The strengths of this study include population-based data automatically obtained from primary care EHR. Several studies have used the Catalan EHR to do useful research in real-world conditions and for the surveillance of different diseases [9, 24]. Our database covers over 75% of the population of Catalonia, allowing us to detect general and local excesses and lack of pneumonia. It’s also a quick and low cost method to integrate in the current information systems of any region using EHR. In addition, we have tested our method in a non-COVID-19 affected season (2018-2019) and we didn’t find any unusual pattern, strengthening our subsequent findings. Finally, this study presents for the first time an analysis of trends of expected pneumonia during two waves of COVID-19 epidemic. The consistency of our results is reaffirmed by the reproducibility during the second wave and the similarity with excess mortality figures [18], suggesting that an increase of pneumonia could be an alert of COVID-19 outbreak and future mortality.
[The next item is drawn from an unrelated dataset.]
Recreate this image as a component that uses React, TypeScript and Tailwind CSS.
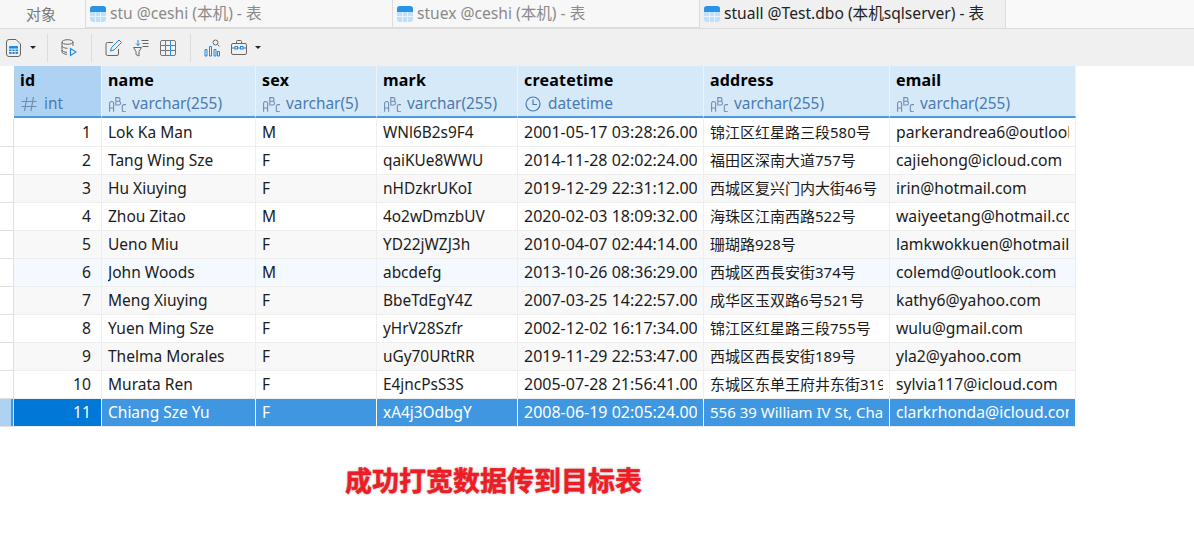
const columns = [
  { key: "id", type: "int", w: "w-[88px]", icon: "hash", size: "text-[15.7px]" },
  { key: "name", type: "varchar(255)", w: "w-[154px]", icon: "abc", size: "text-[15.5px]" },
  { key: "sex", type: "varchar(5)", w: "w-[121px]", icon: "abc", size: "text-[15.5px]" },
  { key: "mark", type: "varchar(255)", w: "w-[141px]", icon: "abc", size: "text-[15.4px]" },
  { key: "createtime", type: "datetime", w: "w-[186px]", icon: "clock", size: "text-[16px]" },
  { key: "address", type: "varchar(255)", w: "w-[186px]", icon: "abc", size: "text-[15px]" },
  { key: "email", type: "varchar(255)", w: "w-[186px]", icon: "abc", size: "text-[15.7px]" },
];

const rows = [
  ["1", "Lok Ka Man", "M", "WNl6B2s9F4", "2001-05-17 03:28:26.000", "锦江区红星路三段580号", "parkerandrea6@outlook.com"],
  ["2", "Tang Wing Sze", "F", "qaiKUe8WWU", "2014-11-28 02:02:24.000", "福田区深南大道757号", "cajiehong@icloud.com"],
  ["3", "Hu Xiuying", "F", "nHDzkrUKoI", "2019-12-29 22:31:12.000", "西城区复兴门内大街46号", "irin@hotmail.com"],
  ["4", "Zhou Zitao", "M", "4o2wDmzbUV", "2020-02-03 18:09:32.000", "海珠区江南西路522号", "waiyeetang@hotmail.com"],
  ["5", "Ueno Miu", "F", "YD22jWZJ3h", "2010-04-07 02:44:14.000", "珊瑚路928号", "lamkwokkuen@hotmail.com"],
  ["6", "John Woods", "M", "abcdefg", "2013-10-26 08:36:29.000", "西城区西長安街374号", "colemd@outlook.com"],
  ["7", "Meng Xiuying", "F", "BbeTdEgY4Z", "2007-03-25 14:22:57.000", "成华区玉双路6号521号", "kathy6@yahoo.com"],
  ["8", "Yuen Ming Sze", "F", "yHrV28Szfr", "2002-12-02 16:17:34.000", "锦江区红星路三段755号", "wulu@gmail.com"],
  ["9", "Thelma Morales", "F", "uGy70URtRR", "2019-11-29 22:53:47.000", "西城区西長安街189号", "yla2@yahoo.com"],
  ["10", "Murata Ren", "F", "E4jncPsS3S", "2005-07-28 21:56:41.000", "东城区东单王府井东街319号", "sylvia117@icloud.com"],
  ["11", "Chiang Sze Yu", "F", "xA4j3OdbgY", "2008-06-19 02:05:24.000", "556 39 William IV St, Charing Cross", "clarkrhonda@icloud.com"],
];

function TableIcon() {
  return (
    <svg width="16" height="16" viewBox="0 0 16 16" className="shrink-0">
      <rect x="0" y="0" width="16" height="16" rx="3" fill="#bfdffa" />
      <path d="M0 3a3 3 0 0 1 3-3h10a3 3 0 0 1 3 3v3H0z" fill="#2a93e8" />
      <path d="M5.500 6v10M10.500 6v10M0 10.500h16" stroke="#e6f3fd" strokeWidth="1" />
    </svg>
  );
}

function Tab({ label, w, active }: { label: string; w: string; active?: boolean }) {
  return (
    <div className={`${w} flex h-full items-center gap-[4px] border-r border-[#dcdcdc] pl-[4px] ${active ? "bg-[#f0f0f0] text-[#222]" : "border-b bg-[#f7f7f7] text-[#8a8a8a]"}`}>
      <TableIcon />
      <span className="whitespace-nowrap">{label}</span>
    </div>
  );
}

function AbcIcon() {
  return (
    <svg width="18" height="15" viewBox="0 0 18 15" fill="none" stroke="#6f8db3" strokeWidth="1.100" className="ml-px shrink-0">
      <path d="M.6 14.800V6.500a2 2 0 0 1 4 0v8.300M.6 11h4" />
      <path d="M6.800 .6h2.400a1.600 1.600 0 0 1 0 3.700H6.800zM6.800 4.300h2.900a1.700 1.700 0 0 1 0 3.700H6.800z" />
      <path d="M17 7.600h-2A1.700 1.700 0 0 0 13.300 9.300v3.800a1.700 1.700 0 0 0 1.700 1.700h2" />
    </svg>
  );
}

function ClockIcon() {
  return (
    <svg width="16" height="16" viewBox="0 0 16 16" fill="none" stroke="#4a7ab0" strokeWidth="1.200" className="ml-px shrink-0">
      <circle cx="8" cy="8" r="7" />
      <path d="M8 3.500V8.500H12" />
    </svg>
  );
}

function HashIcon() {
  return (
    <svg width="16" height="16" viewBox="0 0 16 16" fill="none" stroke="#6f8db3" strokeWidth="1.200" className="ml-px shrink-0">
      <path d="M6 1L3.500 15M12.500 1L10 15M.5 5.500h15M.5 10.500h15" />
    </svg>
  );
}

function Sep({ className }: { className: string }) {
  return <div className={`${className} h-[28px] w-px shrink-0 bg-[#dcdcdc]`} />;
}

function Caret({ className }: { className: string }) {
  return <div className={`${className} h-0 w-0 shrink-0 border-x-[3px] border-t-[3px] border-x-transparent border-t-[#222]`} />;
}

function Toolbar() {
  return (
    <div className="flex h-[37px] items-center bg-[#f0f0f0] pl-[6px]">
      <svg width="15" height="18" viewBox="0 0 15 18" fill="none" className="shrink-0">
        <path d="M3 .5h7l4.500 4.500V15a2.500 2.500 0 0 1-2.500 2.500H3A2.500 2.500 0 0 1 .5 15V3A2.500 2.500 0 0 1 3 .5z" stroke="#666" />
        <rect x="3" y="7" width="9" height="8" rx="1" fill="#1e88e5" />
        <path d="M3 10h9M3 12.500h9M6 10v5M9 10v5" stroke="#fff" strokeWidth=".8" />
      </svg>
      <Caret className="ml-[9px]" />
      <Sep className="ml-[11px]" />
      <svg width="16" height="18" viewBox="0 0 16 18" fill="none" className="ml-[13px] shrink-0">
        <ellipse cx="6.500" cy="3" rx="5.500" ry="2.300" stroke="#666" />
        <path d="M1 3v10c0 1.300 2.500 2.300 5 2.300M12 3v4M1 7c0 1.300 2.500 2.300 5.500 2.300M1 11c0 1.300 2.500 2.300 5 2.300" stroke="#666" />
        <path d="M9.500 9.500v7l5.500-3.500z" stroke="#1e88e5" strokeWidth="1.200" />
      </svg>
      <Sep className="ml-[14px]" />
      <svg width="17" height="17" viewBox="0 0 17 17" fill="none" className="ml-[13px] shrink-0">
        <path d="M8 3.500H2.500A1.500 1.500 0 0 0 1 5v10a1.500 1.500 0 0 0 1.500 1.500h9.500a1.500 1.500 0 0 0 1.500-1.500v-5" stroke="#666" />
        <path d="M5.500 12l1-3.500L14 1l2.500 2.500L9 11z" stroke="#1e88e5" />
      </svg>
      <svg width="16" height="18" viewBox="0 0 16 18" fill="none" className="ml-[11px] shrink-0">
        <path d="M.5 8.500h8L6 12.500v4.500l-3-1.500v-3z" stroke="#666" />
        <path d="M5 1v5.500M3 4.500l2 2 2-2" stroke="#1e88e5" />
        <path d="M8.500 1.500h7M9.500 4.500h6M9.500 7.500h6" stroke="#666" />
      </svg>
      <svg width="16" height="16" viewBox="0 0 16 16" fill="none" className="ml-[11px] shrink-0">
        <path d="M.5 5.500h15M.5 10.500h15" stroke="#777" />
        <path d="M5.500 .5v15M10.500 .5v15" stroke="#1e93f0" />
        <rect x=".5" y=".5" width="15" height="15" rx="1.500" stroke="#777" />
      </svg>
      <Sep className="ml-[14px]" />
      <svg width="16" height="18" viewBox="0 0 16 18" fill="none" className="ml-[13px] shrink-0">
        <path d="M1 10.500h2v6.500H1zM5.500 7.500h2v9.500h-2zM10 10.500h2v6.500h-2zM13.500 12.500h2v4.500h-2z" stroke="#1e88e5" />
        <circle cx="11.500" cy="3.500" r="2.500" stroke="#666" />
        <path d="M13.500 5.500l2 2" stroke="#666" />
      </svg>
      <svg width="16" height="15" viewBox="0 0 16 15" fill="none" className="ml-[11px] shrink-0">
        <rect x=".5" y="3.500" width="15" height="11" rx="1.500" stroke="#666" />
        <path d="M5.500 3.500v-2a1 1 0 0 1 1-1h3a1 1 0 0 1 1 1v2M.5 8h3.500M12 8h3.500" stroke="#666" />
        <rect x="4" y="6.500" width="2.500" height="2.500" stroke="#1e88e5" />
        <rect x="9.500" y="6.500" width="2.500" height="2.500" stroke="#1e88e5" />
        <path d="M6.500 8h3" stroke="#1e88e5" />
      </svg>
      <Caret className="ml-[8px]" />
    </div>
  );
}

function Header() {
  return (
    <div className="flex h-[52px] pl-[14px]">
      {columns.map((c, i) => (
        <div
          key={c.key}
          className={`${c.w} flex flex-col border-r border-b-2 border-r-[#eef3f8] border-b-[#4a9be0] pl-[6px] ${i === 0 ? "bg-[#aed3f2]" : "bg-[#d6e9f9]"}`}
        >
          <div className="mt-[2px] h-[24px] text-[16px] leading-[24px] font-bold tracking-[0.2px] text-black">{c.key}</div>
          <div className="mt-[2px] flex h-[20px] items-center text-[15.4px] text-[#4a7ab0]">
            {c.icon === "abc" && <AbcIcon />}
            {c.icon === "hash" && <HashIcon />}
            {c.icon === "clock" && <ClockIcon />}
            <span className={`whitespace-nowrap ${c.icon === "abc" ? "ml-[5px]" : "ml-[7px]"}`}>{c.type}</span>
          </div>
        </div>
      ))}
    </div>
  );
}

function Row({ cells, index }: { cells: string[]; index: number }) {
  const selected = index === 10;
  const tint = index === 5 ? "bg-[#f3f9fe]" : index % 2 === 0 ? "bg-[#f8f8f8]" : "bg-white";
  const first = index === 0;
  return (
    <div className={`flex h-[28px] ${first ? "mt-px" : ""}`}>
      <div className={`flex h-full w-[14px] shrink-0 border-r border-b border-[#e0e0e0] ${selected ? "bg-[#aed3f2]" : "bg-white"}`}>
        {selected && <div className="ml-[11px] h-full w-[2px] bg-[#3f97e2]" />}
      </div>
      {cells.map((text, i) => {
        let bg = first ? "bg-white" : tint;
        if (selected) bg = i === 0 ? "bg-[#0078d7]" : "bg-[#3f97e2]";
        return (
          <div
            key={i}
            className={`${columns[i].w} ${columns[i].size} h-full overflow-hidden border-r border-b px-[6px] leading-[27px] whitespace-nowrap ${
              selected ? "border-r-white border-b-[#eeeeee] text-white" : "border-[#eeeeee] text-[#1b1b1b]"
            } ${i === 0 ? "pr-[10px] text-right" : ""} ${bg}`}
          >
            <div className="overflow-hidden">{text}</div>
          </div>
        );
      })}
    </div>
  );
}

export default function App() {
  return (
    <div className="h-[538px] w-[1194px] overflow-hidden bg-white font-['Noto_Sans','Noto_Sans_CJK_SC',sans-serif]">
      <div className="flex h-[29px] border-b border-[#dcdcdc] bg-[#f9f9f9] text-[15.6px]">
        <div className="flex w-[86px] items-center justify-center border-r border-[#dcdcdc] bg-[#f7f7f7] pr-[3px] text-[15px] text-[#777]">对象</div>
        <Tab label="stu @ceshi (本机) - 表" w="w-[307px]" />
        <Tab label="stuex @ceshi (本机) - 表" w="w-[307px]" />
        <Tab label="stuall @Test.dbo (本机sqlserver) - 表" w="w-[306px]" active />
      </div>
      <Toolbar />
      <Header />
      {rows.map((cells, i) => (
        <Row key={i} cells={cells} index={i} />
      ))}
      <div className="mt-[35px] pl-[345px] font-['Noto_Sans_CJK_SC',sans-serif] text-[27px] leading-[36px] font-bold text-[#ee1c25] [-webkit-text-stroke:0.5px_#ee1c25] [text-shadow:0_0_3px_#aaa]">
        成功打宽数据传到目标表
      </div>
    </div>
  );
}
In conclusion, monitoring clinical diagnoses of pneumonia and its comparison with what is expected could help interpreting the epidemiological situation. This surveillance system based on routinely collected data from the EHR could be used as an early and a low cost warning system, allowing to advance public health response independently of the capacity to test. In addition, more studies are needed to understand the causes of the reduction of pneumonias in children during COVID-19 epidemic.
Data Availability
All data and analytical code are provided at https://github.com/ErmengolComa/pneumonia.git
Conflict of interest
None declared.
Funding statement
This research received no specific grant from any funding agency in the public, commercial or not-for-profit sectors.
Authors’ contributions
All authors contributed to the design of the study, the interpretation of the results, and reviewed the manuscript. EC, FF and NM had access to the data, performed the statistical analysis and acted as guarantors. EC, LM, CG, MB and NM wrote the first draft of the manuscript. All authors critically revised the manuscript. The corresponding author attests that all listed authors meet authorship criteria and that no others meeting the criteria have been omitted.
Acknowledgments
The authors of this paper would like to thank all primary care professionals in Catalonia for their work and resilience providing care to the catalan population during these difficult times. We also would like to acknowledge the efforts of all members of the SISAP team during the last months.